--- START RECORD EXTRACTS ---

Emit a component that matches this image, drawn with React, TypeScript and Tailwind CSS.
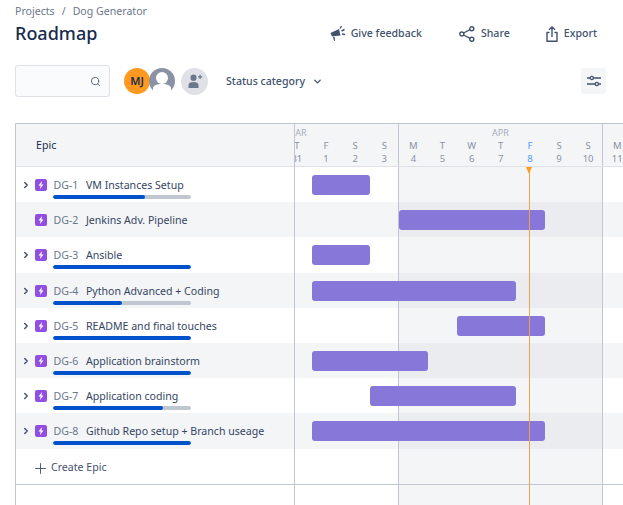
import { ChevronDown, ChevronRight, Plus, Search } from "lucide-react";

const EPICS = [
  { key: "DG-1", name: "VM Instances Setup", done: 92, start: 312, end: 370, expand: true },
  { key: "DG-2", name: "Jenkins Adv. Pipeline", done: 0, start: 399, end: 545, expand: false },
  { key: "DG-3", name: "Ansible", done: 138, start: 312, end: 370, expand: true },
  { key: "DG-4", name: "Python Advanced + Coding", done: 69, start: 312, end: 516, expand: true },
  { key: "DG-5", name: "README and final touches", done: 138, start: 457, end: 545, expand: true },
  { key: "DG-6", name: "Application brainstorm", done: 138, start: 312, end: 428, expand: true },
  { key: "DG-7", name: "Application coding", done: 110, start: 370, end: 516, expand: true },
  { key: "DG-8", name: "Github Repo setup + Branch useage", done: 138, start: 312, end: 545, expand: true },
];

const DAYS = [
  ["T", "31"], ["F", "1"], ["S", "2"], ["S", "3"], ["M", "4"], ["T", "5"], ["W", "6"],
  ["T", "7"], ["F", "8"], ["S", "9"], ["S", "10"], ["M", "11"],
];

function EpicIcon() {
  return (
    <span className="flex h-3 w-3 shrink-0 items-center justify-center rounded-[2px] bg-[#904ee2]">
      <svg width="10" height="10" viewBox="0 0 8 8">
        <path d="M4.800 0.800 2 4.400h1.700L3.200 7.200 6 3.600H4.300z" fill="#fff" />
      </svg>
    </span>
  );
}

function Megaphone() {
  return (
    <svg width="16" height="17" viewBox="0 0 16 17" fill="#42526e">
      <path d="M0.500 8 9 4l1.500 6.500-5 .500-3.500.500-1.500-3.500z" />
      <path d="M3 12 4.500 11.800 5 15.800l-1 .300z" />
      <path d="M10 3.500 11.500 1M11.500 6l3-1.500M12 9l3 .500" stroke="#42526e" strokeWidth="1.400" fill="none" />
    </svg>
  );
}

function ShareIcon() {
  return (
    <svg width="16" height="16" viewBox="0 0 16 16" fill="none" stroke="#42526e" strokeWidth="1.400">
      <circle cx="2.800" cy="8" r="2" />
      <circle cx="12.800" cy="2.800" r="2" />
      <circle cx="12.800" cy="13.200" r="2" />
      <path d="M4.600 7 11 3.700M4.600 9 11 12.300" />
    </svg>
  );
}

function ExportIcon() {
  return (
    <svg width="12" height="16" viewBox="0 0 12 16" fill="none" stroke="#42526e" strokeWidth="1.400">
      <path d="M3.500 6.500H1v8.700h10V6.500H8.500" strokeLinejoin="round" />
      <path d="M6 11V1M3 3.800 6 1l3 2.800" />
    </svg>
  );
}

function FiltersIcon() {
  return (
    <svg width="16" height="14" viewBox="0 0 16 14" fill="none" stroke="#42526e" strokeWidth="1.300">
      <path d="M1 4h3M7.500 4H15M1 10h8M12.500 10H15" />
      <circle cx="5.800" cy="4" r="1.600" />
      <circle cx="10.800" cy="10" r="1.600" />
    </svg>
  );
}

function AvatarGlyph() {
  return (
    <svg width="26" height="26" viewBox="0 0 26 26">
      <circle cx="13" cy="13" r="13" fill="#8993a4" />
      <rect x="7" y="4" width="12" height="12" rx="6" fill="#fff" />
      <path d="M4 23v-2.500c0-3 3.500-4.500 9-4.500s9 1.500 9 4.500V23a13 13 0 0 1-18 0z" fill="#fff" />
    </svg>
  );
}

function AddPerson() {
  return (
    <svg width="16" height="16" viewBox="0 0 16 16" fill="#6b778c">
      <rect x="3.500" y="1.500" width="6" height="6.500" rx="3" />
      <path d="M1.500 15v-3c0-2 2-3 5-3s5 1 5 3v3z" />
      <path d="M11 3.200h1.500V1.700h1.200v1.500h1.500v1.200h-1.500v1.500h-1.200V4.400H11z" />
    </svg>
  );
}

export default function App() {
  return (
    <div className="h-[505px] w-[623px] overflow-hidden bg-white font-['Noto_Sans',sans-serif] text-[#172b4d]">
      <div className="flex h-[65px] items-start justify-between pl-[15px] pr-[26px]">
        <div>
          <p className="mt-[3px] flex h-[18px] items-center gap-[7px] text-[10.6px] text-[#6b778c]">
            <span>Projects</span>
            <span>/</span>
            <span>Dog Generator</span>
          </p>
          <h1 className="-mt-[1px] text-[18px] leading-[26px] font-medium text-[#172b4d]">Roadmap</h1>
        </div>
        <div className="mt-[25px] flex items-center text-[10.6px] font-medium text-[#42526e]">
          <span className="flex items-center gap-[5px]">
            <Megaphone />
            Give feedback
          </span>
          <span className="ml-[37px] flex items-center gap-[6px]">
            <ShareIcon />
            Share
          </span>
          <span className="ml-[36px] flex items-center gap-[6px]">
            <ExportIcon />
            Export
          </span>
        </div>
      </div>

      <div className="flex h-[32px] items-center pl-[15px] pr-[17px]">
        <div className="flex h-[32px] w-[95px] items-center justify-end rounded-[3px] border border-[#dfe1e6] bg-[#fafbfc] pr-[8px]">
          <Search size={11} strokeWidth={2} className="text-[#505f79]" />
        </div>
        <div className="ml-[14px] flex items-center">
          <span className="flex h-[26px] w-[26px] items-center justify-center rounded-full bg-[#ff991f] text-[11px] font-semibold text-[#172b4d]">
            MJ
          </span>
          <span className="-ml-[1px] rounded-full">
            <AvatarGlyph />
          </span>
        </div>
        <span className="ml-[6px] flex h-[27px] w-[27px] items-center justify-center rounded-full bg-[#dfe1e6]">
          <AddPerson />
        </span>
        <span className="ml-[18px] flex items-center pt-[2px] text-[10.6px] font-medium text-[#42526e]">
          Status category
          <ChevronDown size={11} strokeWidth={3} className="ml-[7px]" />
        </span>
        <span className="ml-auto flex h-[26px] w-[25px] items-center justify-center rounded-[3px] bg-[#f4f5f7]">
          <FiltersIcon />
        </span>
      </div>

      <div className="mt-[26px] ml-[15px] flex h-[400px] border-t border-l border-[#c1c7d0]">
        <div className="w-[279px] shrink-0 border-r border-[#c1c7d0]">
          <div className="flex h-[43px] items-center border-b border-[#dfe1e6] bg-[#f4f5f7] pt-[2px] pl-[20px] text-[10.6px] text-[#172b4d]">
            Epic
          </div>
          {EPICS.map((e, i) => (
            <div
              key={e.key}
              className={
                i % 2 === 1
                  ? "relative flex h-[35.2px] items-start bg-[#f4f5f7] pt-[12px] text-[10.6px] leading-[12px]"
                  : "relative flex h-[35.2px] items-start bg-white pt-[12px] text-[10.6px] leading-[12px]"
              }
            >
              <span className="flex w-[15px] justify-end">
                {e.expand && <ChevronRight size={10} strokeWidth={3.5} className="mt-[1px] text-[#42526e]" />}
              </span>
              <span className="ml-[4px]">
                <EpicIcon />
              </span>
              <span className="ml-[6.5px] text-[#6b778c]">{e.key}</span>
              <span className="ml-[7.5px] whitespace-nowrap text-[#344563]">{e.name}</span>
              {e.done > 0 && (
                <div className="absolute top-[28px] left-[37px] h-[4px] w-[138px] overflow-hidden rounded-[2px] bg-[#c1c7d0]">
                  <div className="h-full rounded-[2px] bg-[#0052cc]" style={{ width: e.done }} />
                </div>
              )}
            </div>
          ))}
          <div className="flex h-[36px] items-center border-b border-[#c1c7d0] pt-[4px] pl-[15.5px] text-[10.6px] text-[#42526e]">
            <Plus size={17} strokeWidth={1.3} />
            <span className="ml-[2.500px]">Create Epic</span>
          </div>
        </div>

        <div className="relative flex-1 overflow-hidden">
          <div className="flex h-[43px] border-b border-[#dfe1e6] bg-[#f4f5f7]">
            <div className="w-[104px] shrink-0 overflow-hidden border-r border-[#c1c7d0]">
              <p className="-ml-[8px] h-[15px] pt-[3px] text-[9px] leading-[12px] text-[#a5adba]">MAR</p>
            </div>
            <p className="w-[204px] shrink-0 border-r border-[#c1c7d0] pt-[3px] text-center text-[9px] leading-[12px] text-[#a5adba]">
              APR
            </p>
          </div>
          <div className="absolute top-[16px] -left-[12.700px] flex">
            {DAYS.map(([d, n], i) => (
              <div
                key={i}
                className={
                  i === 8
                    ? "w-[29.14px] text-center text-[9.500px] leading-[12.5px] text-[#4c9aff]"
                    : "w-[29.14px] text-center text-[9.500px] leading-[12.5px] text-[#8993a4]"
                }
              >
                <p>{d}</p>
                <p>{n}</p>
              </div>
            ))}
          </div>
          {EPICS.map((e, i) => (
            <div key={e.key} className="relative flex h-[35.2px]">
              <div className={i % 2 === 1 ? "w-[104px] shrink-0 border-r border-[#c1c7d0] bg-[#f4f5f7]" : "w-[104px] shrink-0 border-r border-[#c1c7d0] bg-white"} />
              <div className={i % 2 === 1 ? "w-[204px] shrink-0 border-r border-[#c1c7d0] bg-[#ebecf0]" : "w-[204px] shrink-0 border-r border-[#c1c7d0] bg-[#f4f5f7]"} />
              <div className={i % 2 === 1 ? "flex-1 bg-[#f4f5f7]" : "flex-1 bg-white"} />
              <div
                className="absolute top-[8px] h-[20px] rounded-[3px] bg-[#8777d9]"
                style={{ left: e.start - 295, width: e.end - e.start }}
              />
            </div>
          ))}
          <div className="flex h-[36px] border-b border-[#c1c7d0]">
            <div className="w-[104px] shrink-0 border-r border-[#c1c7d0]" />
            <div className="w-[204px] shrink-0 border-r border-[#c1c7d0] bg-[#f4f5f7]" />
          </div>
          <div className="flex h-[21px]">
            <div className="w-[104px] shrink-0 border-r border-[#c1c7d0]" />
            <div className="w-[204px] shrink-0 border-r border-[#c1c7d0] bg-[#f4f5f7]" />
          </div>
          <div className="absolute top-[43px] bottom-0 left-[234px] w-px bg-[#efa24a]" />
          <div className="absolute top-[43px] left-[231px] h-0 w-0 border-x-[3.500px] border-t-[7px] border-x-transparent border-t-[#ff991f]" />
        </div>
      </div>
    </div>
  );
}
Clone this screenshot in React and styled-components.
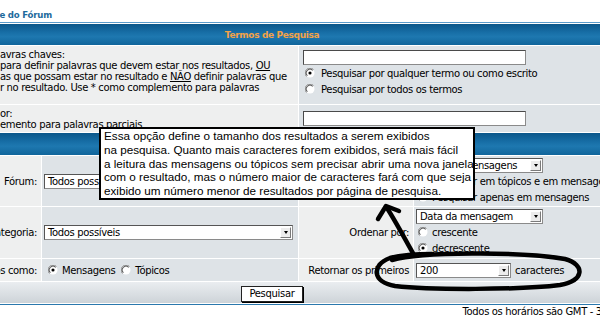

--- END RECORD EXTRACTS ---

**WRITTEN REQUEST**.
Begin at the top of the material above and output each line exactly, stopping after the line that holds "ChevronRight, Plus, Search". Leave out pictures.

**SOLUTION TO THE EXERCISE**.
Emit a component that matches this image, drawn with React, TypeScript and Tailwind CSS.
import { ChevronDown, ChevronRight, Plus, Search } from "lucide-react";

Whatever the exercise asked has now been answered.